Exercise directions: Give back the full listing, character for character, with no pictures.

Dataset section:
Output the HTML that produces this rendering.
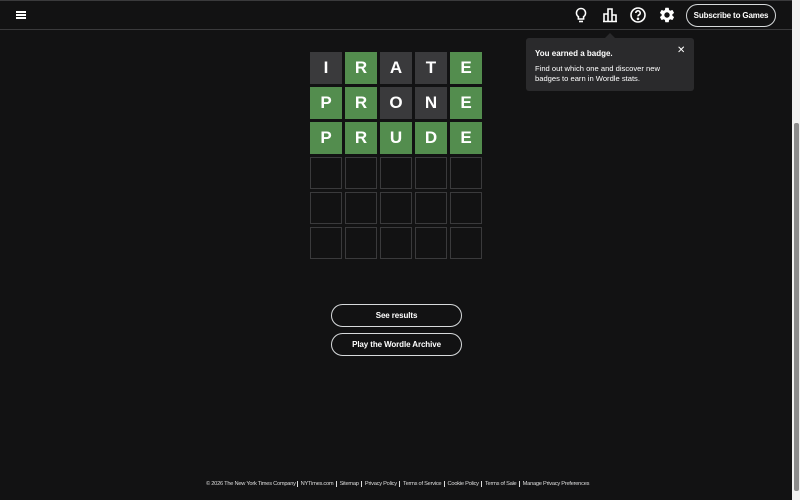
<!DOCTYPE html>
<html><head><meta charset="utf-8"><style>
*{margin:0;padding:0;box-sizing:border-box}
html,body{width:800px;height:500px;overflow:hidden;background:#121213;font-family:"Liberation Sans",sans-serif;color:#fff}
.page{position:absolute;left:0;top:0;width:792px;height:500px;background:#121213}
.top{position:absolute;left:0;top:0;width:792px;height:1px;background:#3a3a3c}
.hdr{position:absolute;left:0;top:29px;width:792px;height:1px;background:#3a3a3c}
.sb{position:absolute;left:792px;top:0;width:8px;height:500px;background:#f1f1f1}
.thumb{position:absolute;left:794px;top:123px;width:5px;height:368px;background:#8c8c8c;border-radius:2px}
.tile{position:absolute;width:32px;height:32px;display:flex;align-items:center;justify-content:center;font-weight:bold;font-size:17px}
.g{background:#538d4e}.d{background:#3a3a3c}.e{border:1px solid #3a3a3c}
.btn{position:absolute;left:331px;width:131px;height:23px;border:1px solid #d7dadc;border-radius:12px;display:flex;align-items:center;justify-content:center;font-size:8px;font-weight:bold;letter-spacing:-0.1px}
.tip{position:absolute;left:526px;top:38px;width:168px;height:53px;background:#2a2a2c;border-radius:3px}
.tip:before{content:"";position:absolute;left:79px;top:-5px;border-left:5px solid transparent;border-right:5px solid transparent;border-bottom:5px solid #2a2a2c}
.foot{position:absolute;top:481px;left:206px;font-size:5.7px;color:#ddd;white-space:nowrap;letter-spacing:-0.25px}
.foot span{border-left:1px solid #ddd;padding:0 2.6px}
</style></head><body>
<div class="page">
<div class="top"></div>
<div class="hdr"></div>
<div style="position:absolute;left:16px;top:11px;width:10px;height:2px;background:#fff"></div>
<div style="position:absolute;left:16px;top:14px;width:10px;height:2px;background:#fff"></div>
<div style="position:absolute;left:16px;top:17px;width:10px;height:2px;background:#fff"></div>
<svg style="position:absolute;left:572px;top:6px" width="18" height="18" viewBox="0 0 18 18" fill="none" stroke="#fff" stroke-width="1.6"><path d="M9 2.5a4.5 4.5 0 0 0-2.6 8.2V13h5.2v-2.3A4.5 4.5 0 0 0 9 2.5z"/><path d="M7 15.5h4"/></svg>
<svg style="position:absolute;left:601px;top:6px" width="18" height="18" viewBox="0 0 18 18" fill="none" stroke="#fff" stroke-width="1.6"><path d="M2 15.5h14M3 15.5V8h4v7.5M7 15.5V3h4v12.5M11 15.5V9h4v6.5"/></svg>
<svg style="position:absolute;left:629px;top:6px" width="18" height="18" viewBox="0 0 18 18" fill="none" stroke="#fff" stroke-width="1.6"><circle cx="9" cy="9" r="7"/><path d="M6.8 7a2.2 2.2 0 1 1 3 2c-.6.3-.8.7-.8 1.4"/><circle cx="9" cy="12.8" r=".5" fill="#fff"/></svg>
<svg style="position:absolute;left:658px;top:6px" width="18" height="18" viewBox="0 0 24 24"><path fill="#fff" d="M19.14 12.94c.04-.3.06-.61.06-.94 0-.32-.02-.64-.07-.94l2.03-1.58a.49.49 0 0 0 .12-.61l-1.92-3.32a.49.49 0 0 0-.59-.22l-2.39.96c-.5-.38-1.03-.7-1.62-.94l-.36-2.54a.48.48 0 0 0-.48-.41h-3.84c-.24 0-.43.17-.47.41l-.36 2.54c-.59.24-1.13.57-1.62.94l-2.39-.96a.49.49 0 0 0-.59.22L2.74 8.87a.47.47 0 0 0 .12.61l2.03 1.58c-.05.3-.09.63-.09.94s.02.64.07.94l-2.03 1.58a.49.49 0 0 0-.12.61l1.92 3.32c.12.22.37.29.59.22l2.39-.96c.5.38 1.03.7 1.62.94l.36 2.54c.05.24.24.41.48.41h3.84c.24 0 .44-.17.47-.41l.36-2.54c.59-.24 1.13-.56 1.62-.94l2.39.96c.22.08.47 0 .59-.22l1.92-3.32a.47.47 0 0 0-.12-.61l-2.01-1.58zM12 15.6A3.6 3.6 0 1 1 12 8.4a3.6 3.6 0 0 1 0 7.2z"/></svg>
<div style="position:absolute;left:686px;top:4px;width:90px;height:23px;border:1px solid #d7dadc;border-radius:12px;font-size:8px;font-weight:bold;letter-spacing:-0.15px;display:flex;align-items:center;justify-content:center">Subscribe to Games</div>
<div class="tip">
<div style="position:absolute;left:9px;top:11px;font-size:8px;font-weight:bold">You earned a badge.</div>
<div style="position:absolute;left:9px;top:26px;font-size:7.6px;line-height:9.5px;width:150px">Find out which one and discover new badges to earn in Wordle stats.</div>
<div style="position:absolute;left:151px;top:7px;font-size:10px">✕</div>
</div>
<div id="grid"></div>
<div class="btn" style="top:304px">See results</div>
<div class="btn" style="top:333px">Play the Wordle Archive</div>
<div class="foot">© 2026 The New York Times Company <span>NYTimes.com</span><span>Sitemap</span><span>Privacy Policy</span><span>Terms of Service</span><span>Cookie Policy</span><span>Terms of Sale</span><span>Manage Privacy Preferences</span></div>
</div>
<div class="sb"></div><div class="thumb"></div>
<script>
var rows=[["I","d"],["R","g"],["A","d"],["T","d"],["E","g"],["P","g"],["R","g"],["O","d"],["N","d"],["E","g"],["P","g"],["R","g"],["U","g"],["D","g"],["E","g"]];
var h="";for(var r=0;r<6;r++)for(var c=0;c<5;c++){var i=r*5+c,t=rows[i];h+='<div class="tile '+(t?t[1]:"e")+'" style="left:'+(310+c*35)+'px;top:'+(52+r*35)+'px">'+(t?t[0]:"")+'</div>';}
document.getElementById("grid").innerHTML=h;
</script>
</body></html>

Answer below:
Output the HTML that produces this rendering.
<!DOCTYPE html>
<html><head><meta charset="utf-8"><style>
*{margin:0;padding:0;box-sizing:border-box}
html,body{width:800px;height:500px;overflow:hidden;background:#121213;font-family:"Liberation Sans",sans-serif;color:#fff}
.page{position:absolute;left:0;top:0;width:792px;height:500px;background:#121213}
.top{position:absolute;left:0;top:0;width:792px;height:1px;background:#3a3a3c}
.hdr{position:absolute;left:0;top:29px;width:792px;height:1px;background:#3a3a3c}
.sb{position:absolute;left:792px;top:0;width:8px;height:500px;background:#f1f1f1}
.thumb{position:absolute;left:794px;top:123px;width:5px;height:368px;background:#8c8c8c;border-radius:2px}
.tile{position:absolute;width:32px;height:32px;display:flex;align-items:center;justify-content:center;font-weight:bold;font-size:17px}
.g{background:#538d4e}.d{background:#3a3a3c}.e{border:1px solid #3a3a3c}
.btn{position:absolute;left:331px;width:131px;height:23px;border:1px solid #d7dadc;border-radius:12px;display:flex;align-items:center;justify-content:center;font-size:8px;font-weight:bold;letter-spacing:-0.1px}
.tip{position:absolute;left:526px;top:38px;width:168px;height:53px;background:#2a2a2c;border-radius:3px}
.tip:before{content:"";position:absolute;left:79px;top:-5px;border-left:5px solid transparent;border-right:5px solid transparent;border-bottom:5px solid #2a2a2c}
.foot{position:absolute;top:481px;left:206px;font-size:5.7px;color:#ddd;white-space:nowrap;letter-spacing:-0.25px}
.foot span{border-left:1px solid #ddd;padding:0 2.6px}
</style></head><body>
<div class="page">
<div class="top"></div>
<div class="hdr"></div>
<div style="position:absolute;left:16px;top:11px;width:10px;height:2px;background:#fff"></div>
<div style="position:absolute;left:16px;top:14px;width:10px;height:2px;background:#fff"></div>
<div style="position:absolute;left:16px;top:17px;width:10px;height:2px;background:#fff"></div>
<svg style="position:absolute;left:572px;top:6px" width="18" height="18" viewBox="0 0 18 18" fill="none" stroke="#fff" stroke-width="1.6"><path d="M9 2.5a4.5 4.5 0 0 0-2.6 8.2V13h5.2v-2.3A4.5 4.5 0 0 0 9 2.5z"/><path d="M7 15.5h4"/></svg>
<svg style="position:absolute;left:601px;top:6px" width="18" height="18" viewBox="0 0 18 18" fill="none" stroke="#fff" stroke-width="1.6"><path d="M2 15.5h14M3 15.5V8h4v7.5M7 15.5V3h4v12.5M11 15.5V9h4v6.5"/></svg>
<svg style="position:absolute;left:629px;top:6px" width="18" height="18" viewBox="0 0 18 18" fill="none" stroke="#fff" stroke-width="1.6"><circle cx="9" cy="9" r="7"/><path d="M6.8 7a2.2 2.2 0 1 1 3 2c-.6.3-.8.7-.8 1.4"/><circle cx="9" cy="12.8" r=".5" fill="#fff"/></svg>
<svg style="position:absolute;left:658px;top:6px" width="18" height="18" viewBox="0 0 24 24"><path fill="#fff" d="M19.14 12.94c.04-.3.06-.61.06-.94 0-.32-.02-.64-.07-.94l2.03-1.58a.49.49 0 0 0 .12-.61l-1.92-3.32a.49.49 0 0 0-.59-.22l-2.39.96c-.5-.38-1.03-.7-1.62-.94l-.36-2.54a.48.48 0 0 0-.48-.41h-3.84c-.24 0-.43.17-.47.41l-.36 2.54c-.59.24-1.13.57-1.62.94l-2.39-.96a.49.49 0 0 0-.59.22L2.74 8.87a.47.47 0 0 0 .12.61l2.03 1.58c-.05.3-.09.63-.09.94s.02.64.07.94l-2.03 1.58a.49.49 0 0 0-.12.61l1.92 3.32c.12.22.37.29.59.22l2.39-.96c.5.38 1.03.7 1.62.94l.36 2.54c.05.24.24.41.48.41h3.84c.24 0 .44-.17.47-.41l.36-2.54c.59-.24 1.13-.56 1.62-.94l2.39.96c.22.08.47 0 .59-.22l1.92-3.32a.47.47 0 0 0-.12-.61l-2.01-1.58zM12 15.6A3.6 3.6 0 1 1 12 8.4a3.6 3.6 0 0 1 0 7.2z"/></svg>
<div style="position:absolute;left:686px;top:4px;width:90px;height:23px;border:1px solid #d7dadc;border-radius:12px;font-size:8px;font-weight:bold;letter-spacing:-0.15px;display:flex;align-items:center;justify-content:center">Subscribe to Games</div>
<div class="tip">
<div style="position:absolute;left:9px;top:11px;font-size:8px;font-weight:bold">You earned a badge.</div>
<div style="position:absolute;left:9px;top:26px;font-size:7.6px;line-height:9.5px;width:150px">Find out which one and discover new badges to earn in Wordle stats.</div>
<div style="position:absolute;left:151px;top:7px;font-size:10px">✕</div>
</div>
<div id="grid"></div>
<div class="btn" style="top:304px">See results</div>
<div class="btn" style="top:333px">Play the Wordle Archive</div>
<div class="foot">© 2026 The New York Times Company <span>NYTimes.com</span><span>Sitemap</span><span>Privacy Policy</span><span>Terms of Service</span><span>Cookie Policy</span><span>Terms of Sale</span><span>Manage Privacy Preferences</span></div>
</div>
<div class="sb"></div><div class="thumb"></div>
<script>
var rows=[["I","d"],["R","g"],["A","d"],["T","d"],["E","g"],["P","g"],["R","g"],["O","d"],["N","d"],["E","g"],["P","g"],["R","g"],["U","g"],["D","g"],["E","g"]];
var h="";for(var r=0;r<6;r++)for(var c=0;c<5;c++){var i=r*5+c,t=rows[i];h+='<div class="tile '+(t?t[1]:"e")+'" style="left:'+(310+c*35)+'px;top:'+(52+r*35)+'px">'+(t?t[0]:"")+'</div>';}
document.getElementById("grid").innerHTML=h;
</script>
</body></html>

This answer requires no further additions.